AI researcher Laura Caroli, who contributed to drafting the EU AI Act, noted that the Act's obligations only fully activate once a model reaches the market. Mythos hasn't — yet. But EU guidelines suggest that internal use of a model can count as market placement if it affects the rights of EU individuals or underpins services offered in the EU. That interpretation is still being examined. The EU Commission confirmed it is reviewing potential implications under existing legislation, including mandatory cybersecurity requirements under the Cyber Resilience Act.
What This Means
The Mythos situation is a stress test for AI governance at a critical inflection point. Anthropic made a unilateral judgment call about which 50 organizations deserve access to a potentially destabilizing capability. The question isn't whether that decision was right or wrong — it's whether private companies should be making it alone.
It's deeply concerning that tech companies, not regulators, are the ones deciding how to handle these risks. We need pathways for governments or independent third parties to review these systems.
— Yoshua Bengio, AI pioneer, to POLITICO
Former EU Parliament member Marietje Schaake echoed the structural urgency: models with this kind of reach shouldn't be governed entirely by their creators. The window to agree on disclosure rules and oversight mechanisms is now, not after the next capability jump.
Some European nations are building in parallel. France launched INESIA — its own AI evaluation and safety institute — in early 2025. Spain has AESIA. But national fragmentation isn't a substitute for an EU-level body with the talent, compute, and relationships to engage frontier labs on their own terms.
- For developers and security engineers: Mythos's TLO performance is a signal, not a ceiling. Patch cycles, access controls, and detection coverage that would stop a skilled human analyst may not stop an AI running 24/7 with perfect recall of exploit chains. Baseline hygiene is no longer optional.
- For founders building on AI infrastructure: Restricted access tiers are becoming a feature of frontier model releases, not a bug. Plan for the possibility that your preferred model may be gated behind a vetting process, especially if your product touches security-sensitive domains.
- For EU policymakers: The gap between legal frameworks and technical evaluation capacity is widening. The AI Act's requirements only bite at market release. By then, the capability curve has already moved. Investing in an evaluation institution that can compete with AISI isn't a nice-to-have — it's a prerequisite for enforcement.
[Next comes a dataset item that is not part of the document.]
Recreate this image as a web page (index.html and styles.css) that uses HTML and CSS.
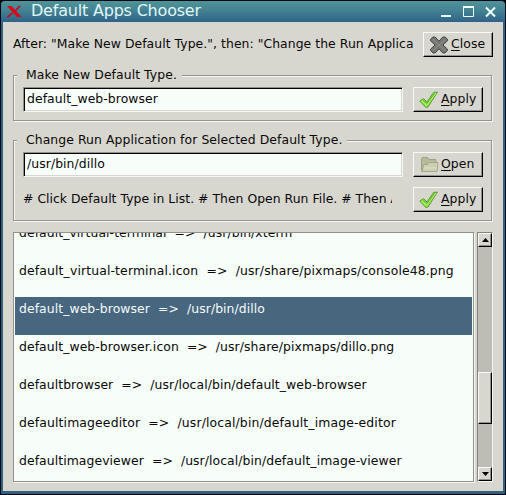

- For everyone watching the geopolitical angle: The next Mythos-class model may not come from a US company with cooperative instincts toward Western regulators. It may come from a lab with no interest in Project Glasswing or EU Codes of Practice. Europe's current institutional gaps will look much more serious on that day.
The UK moved quickly and now has independent data on one of the most consequential AI releases in recent memory. Europe has meeting minutes and unanswered emails. That asymmetry, more than any specific capability benchmark, is the real story here.